Ecuador / Jueves, 06 Noviembre 2025

En la diáspora de lo humano: miseria, pantallas y la ruina de lo imaginable

En medio de una sociedad ingente en su despliegue tecnológico y en su comunicación global, subyace un drama que muchos prefieren ignorar. Estamos rodeados de pantallas, conexiones vacías, y de un temor raudo que crece con la precariedad del empleo, la migración, la inseguridad y el porvenir. Esta modernidad líquida, como acuñó Zygmunt Bauman, produce identidades pasajeras, vínculos efímeros y una diáspora de lo comunitario: los individuos se dispersan, se sienten solos, aunque rodeados de multitud. 

El panorama es ominoso: la pobreza acecha mientras muchos van campantes entre lujos aparentes y estatus quimérico, ignorando los escombros que esta civilización de consumo deja a su paso. La clase política promueve un relato taxativo, apodíctico, que pretende imponer una “verdad” irremisible, mientras la justicia es manoseada sin pudor y numerosos jóvenes luchan por hallar su espacio en un orden social fatuo e inicuo. En este teatro moderno, el mérito se alza como dogma —cuando en realidad muchas barreras permanecen insalvables—, y el individuo que se atreve a soñar escucha una voz dubitativa que le susurra que “sí, tú puedes”, aunque las condiciones no cambien.

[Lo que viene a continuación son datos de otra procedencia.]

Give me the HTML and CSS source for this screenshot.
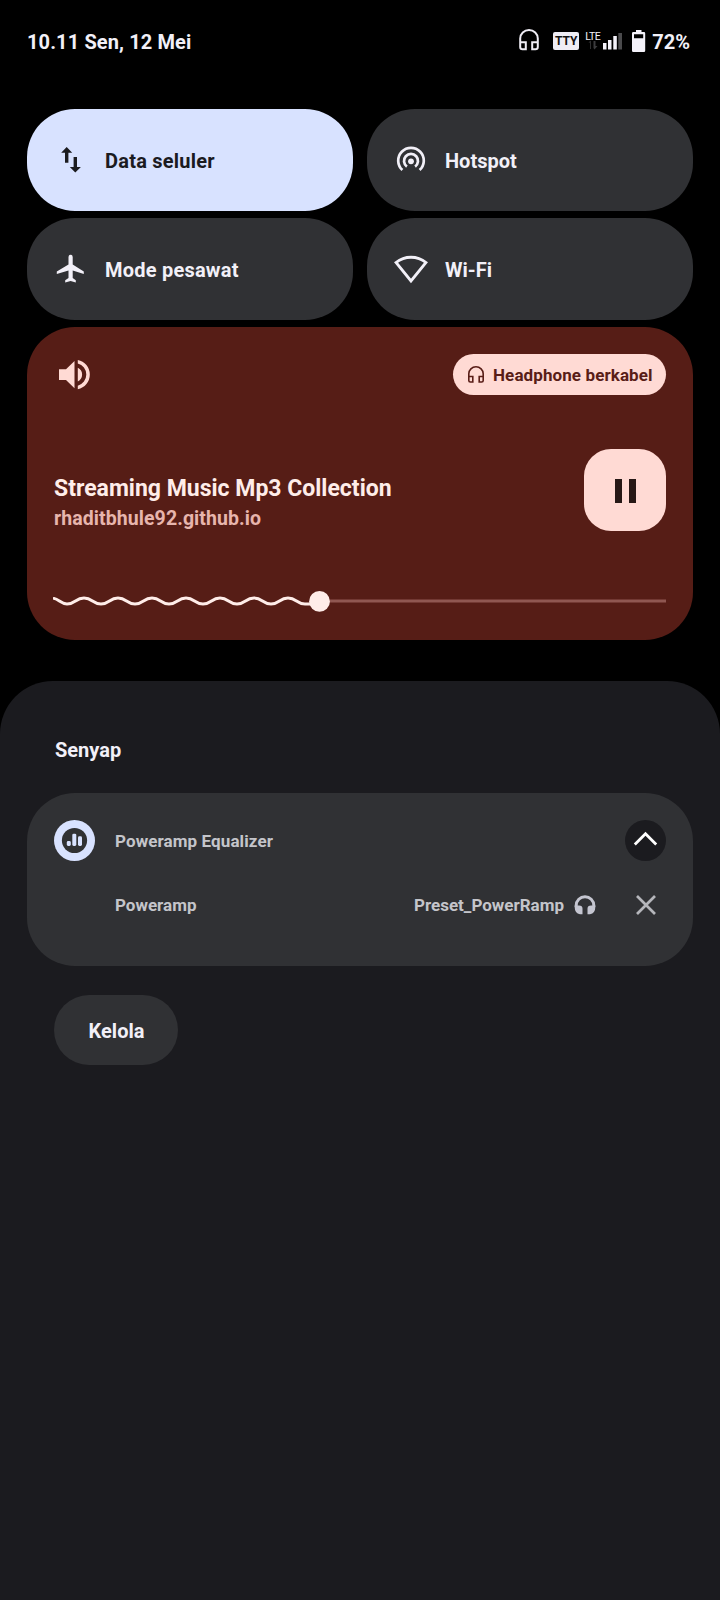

La proliferación de pantallas no mitiga el vacío; más bien lo evidencia. Las plataformas ofrecen conexiones inmediatas, pero sin sustancia, diálogos instantáneos que resultan absurdamente indiferentes. Los vínculos se hacen frágiles, la comunidad se diluye, y el hombre moderno camina en una especie de exilio interior: viviendo globalmente, sintiéndose localmente desarraigado. Kant, por su parte, nos recuerda que la dignidad humana exige trato de persona como fin en sí misma, no sólo como medio para fines ajenos. En esta era en que lo humano se vuelve mercancía o retórica, esa advertencia moral resulta indispensable.

Hay una aversión latente al dolor ajeno, al esfuerzo no recompensado, al desplazamiento forzado, al desempleo prolongado. Una generación de jóvenes, aunque con espíritu de “yo puedo, yo soy capaz, todo va a estar bien”, se enfrenta a un mundo donde las oportunidades son más simbólicas que efectivas. Un hijo me lo dijo en estos días, en un tono simultáneamente esperanzado e irónico: “en ese plan estamos todos”. En su frase hay tanto entrega como resignación, tanto ilusión como alarma subyacente.

La modernidad ha generado un desperdicio incontable: talento abandonado, vidas que podrían florecer y se marchitan, territorios olvidados, esperanzas pospuestas. Los discursos de éxito y prosperidad son indulgentes con lo que permanece invisible, y muchas veces el cambio se propone como algo raudo, espectacular, pero no estructural. Esta lógica de narrativas vacías hace que la baratura de la promesa se vuelva insoportable.

En ese marco, la tarea primero es reconocer la barbarie cotidiana: no sólo la de la violencia abierta o la miseria extrema, sino la de la deshumanización silenciosa, la que ocurre cuando somos tratados como datos, como perfiles, como audiencias. La barbarie moderna se viste de progreso, se maquilla en redes, se disfraza en logos brillantes. Pero sigue siendo barbarie. Bauman también advirtió que los vínculos fuertes pierden pie, que lo comunitario se erosiona, y que el interregno de lo líquido expone la fragilidad del hombre moderno. 

Sin embargo, no todo está perdido. En la misma catástrofe de significados existe una invitación radical: a hacer inteligible lo invisible, a retomar el cuidado del otro, a reconstruir puentes que no dependan del consumo ni del espectáculo, sino de la ética del estar-con, del ejercer responsabilidad hacia la comunidad. Si Kant idealizaba la autonomía racional como base de dignidad, hoy deberíamos reclamar una autonomía solidaria, una renovación moral que enfrente las estructuras que permiten que la pobreza y la desigualdad sean normalizadas.

Quizás, en la reconstrucción de lo humano, encontremos una vía que no sea quimérica, sino real. Un proyecto que no se quede en slogans, sino que actúe en barrios, en vidas rotas, en jóvenes que dicen “yo puedo” mientras el sistema les responde con puertas cerradas. Una sociedad que abra camino no sólo al individuo exitoso, sino al conjunto colectivo que rehúsa la lógica del desperdicio. Una generación que opte por la dignidad antes que por la apariencia, que diga “ya basta” ante lo inhumano, y que se plantee construir de nuevo.